Proprio la scelta del linguaggio cinematografico firmato Genovese, in questo, non sembra aiutare, perché utilizza i codici un po' prosaici e dell'ironia legati alla finzione di quel mondo, applicati però a quello che ci si aspetta invece essere un ritratto veritiero della realtà (non è il primo brand a fare questo errore). Lo stesso attore Stefano Fresi, protagonista dello spot in veste di guida al caseificio, ha risposto alle polemiche dicendo che "non è un documentario, è una finzione", ma così la gaffe rischia di essere doppia, perché si ammette di non star raccontando ai consumatori la tanto richiesta realtà dietro al prodotto, ma una favoletta in stile Fantozzi che però, proprio non essendo trasmessa sugli schermi del cinema, non fa ridere. L'eventuale ironica iperbole, insomma, non è riuscita.

Altro tema: il disallineamento di visioni e valori tra generazioni. La generazione dei millennial e degli zeta, a differenza di quella dei boomer, non sposa più l'idea del lavoro come assoluto e indice imprescindibile di successo e realizzazione. O meglio: lo status symbol cui aspirare non è più quello del "workhaolic" con posizione di rilievo ma super-impegnato, ovvero l'alcolista del lavoro che non ha tempo per vacanze e famiglia. Oggi il vincente è quello che lavora comodo da casa con orario flessibile e tempo libero a disposizione, che ha la propria start-up svincolata dalla mentalità da ufficio, che lavora dalla spiaggia. Oggi siamo nella Yolo (you only live once) economy, la società di chi è conscio di vivere una volta sola: tant'è che, per mestieri faticosi come il pescatore o appunto il casaro, si fatica a trovare giovani bendisposti a ricoprire il ruolo. Potremmo scrivere pagine intere su come i ragazzi d'oggi non siano più quelli a cui far vedere e insegnare "L'attimo fuggente".

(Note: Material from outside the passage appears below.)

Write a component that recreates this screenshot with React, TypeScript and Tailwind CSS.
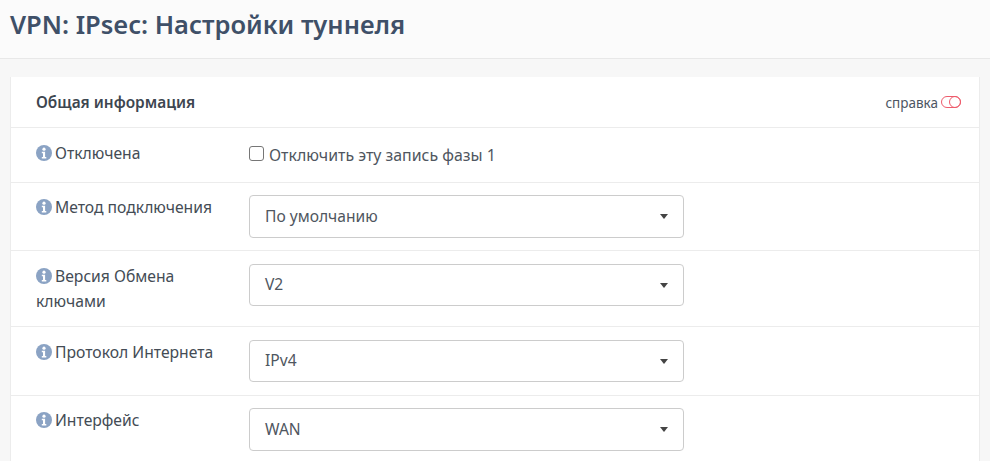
const font = "font-['Noto_Sans','Liberation_Sans',sans-serif]";

function InfoIcon() {
  return (
    <svg viewBox="0 0 16 16" className="inline-block w-4 h-4 mr-[3px] align-[-2px]">
      <circle cx="8" cy="8" r="8" fill="#8ba3c4" />
      <circle cx="8" cy="4.2" r="1.6" fill="#fff" />
      <path d="M5.8 6.8h3.3v5.1h1.2v1.5H5.8v-1.5h1.2V8.3H5.8z" fill="#fff" />
    </svg>
  );
}

function Label({ children }: { children: React.ReactNode }) {
  return (
    <div className="w-[213px] shrink-0 pr-4 text-[15.7px] leading-[25px] text-[#444c55]">
      <InfoIcon />
      {children}
    </div>
  );
}

function Select({ value }: { value: string }) {
  return (
    <div className="w-[435px] h-full flex items-center justify-between border border-[#ccc] rounded bg-white pl-[15px] pr-[15px] text-[15.6px] text-[#4f5660]">
      <span>{value}</span>
      <span className="w-0 h-0 border-x-4 border-x-transparent border-t-[5px] border-t-[#444]" />
    </div>
  );
}

const rows = [
  { label: "Метод подключения", value: "По умолчанию", h: "h-[68px]", pt: "pt-3", sh: "h-[43px]" },
  { label: "Версия Обмена ключами", value: "V2", h: "h-[76px]", pt: "pt-[13px]", sh: "h-[42px]" },
  { label: "Протокол Интернета", value: "IPv4", h: "h-[69px]", pt: "pt-[13px]", sh: "h-[42px]" },
  { label: "Интерфейс", value: "WAN", h: "h-[70px]", pt: "pt-3", sh: "h-[43px]" },
];

export default function App() {
  return (
    <div className={`${font} w-[990px] h-[461px] overflow-hidden bg-[#f7f7f7]`}>
      <div className="h-[59px] bg-[#fbfbfb] border-b border-[#e8e8e8] pl-[10px] flex items-center">
        <h1 className="text-[25.5px] font-semibold text-[#3f5068] leading-none pb-[8px]">
          VPN: IPsec: Настройки туннеля
        </h1>
      </div>
      <div className="mt-[18px] ml-[10px] w-[970px] bg-white border-x border-[#ececec]">
        <div className="h-[51px] border-b border-[#ececec] pl-[25px] pr-[18px] pt-[2px] flex items-center justify-between">
          <span className="text-[15.4px] font-semibold text-[#3d4650]">Общая информация</span>
          <div className="flex items-center text-[13.5px] text-[#4d5663]">
            <span>справка</span>
            <span className="relative ml-[3px] mb-[2px] w-[20px] h-[12px] rounded-full border border-[#ee5c6c]">
              <span className="absolute right-[-1px] top-[-1px] w-[12px] h-[12px] rounded-full border border-[#ee5c6c]" />
            </span>
          </div>
        </div>
        <div className="h-[55px] border-b border-[#ececec] pl-[25px] pt-[13px] flex">
          <Label>Отключена</Label>
          <label className="flex items-start text-[15.9px] text-[#4f5660] pt-[3px]">
            <input type="checkbox" className="w-[15px] h-[15px] mt-[2px] mr-[5px] appearance-none border border-[#767676] rounded-[3px] bg-white" />
            Отключить эту запись фазы 1
          </label>
        </div>
        {rows.map((r) => (
          <div key={r.label} className={`${r.h} border-b border-[#ececec] pl-[25px] ${r.pt} flex`}>
            <Label>{r.label}</Label>
            <div className={r.sh}>
              <Select value={r.value} />
            </div>
          </div>
        ))}
      </div>
    </div>
  );
}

Dato il contesto e dato che, come spiega Mangini, "il target di riferimento andava dalle responsabili d'acquisto alle generazioni più giovani" (tra le responsabili d'acquisto, comunque, ci siamo anche noi mamme millennial), non si può non considerare che un certo tipo di prospettiva, per parlare a questa audience, non funziona più. Quel gruppo di ragazzi che nello spot dice a Renatino "sei un grande" in risposta al suo duro lavoro, nella realtà avrebbe probabilmente detto: "Ma chi te lo fa fare? Ma ti pagano abbastanza per questo?". Attenzione, quindi, a codici e immaginari di riferimento scelti e a quell'ascolto empatico di cui tanto si parla nel marketing e che è bene attuare ad anteriori oltre che a posteriori.

Come dichiara Mangini: "Ci dispiace se la volontà di sottolineare la passione dei nostri casari è stata letta con un messaggio differente, che non abbiamo avuto la sensibilità di rilevare e che, grazie al dibattito accesosi in rete, raccogliamo con grande rispetto. Questa la ragione che ci conduce a modificare lievemente la pianificazione della campagna, potendo intervenire sul quarto spot (sei i soggetti totali previsti ndr) apportando alcune modifiche che accoglieranno quanto emerso Con il rispetto dovuto, l’ascolto insegna sempre qualcosa".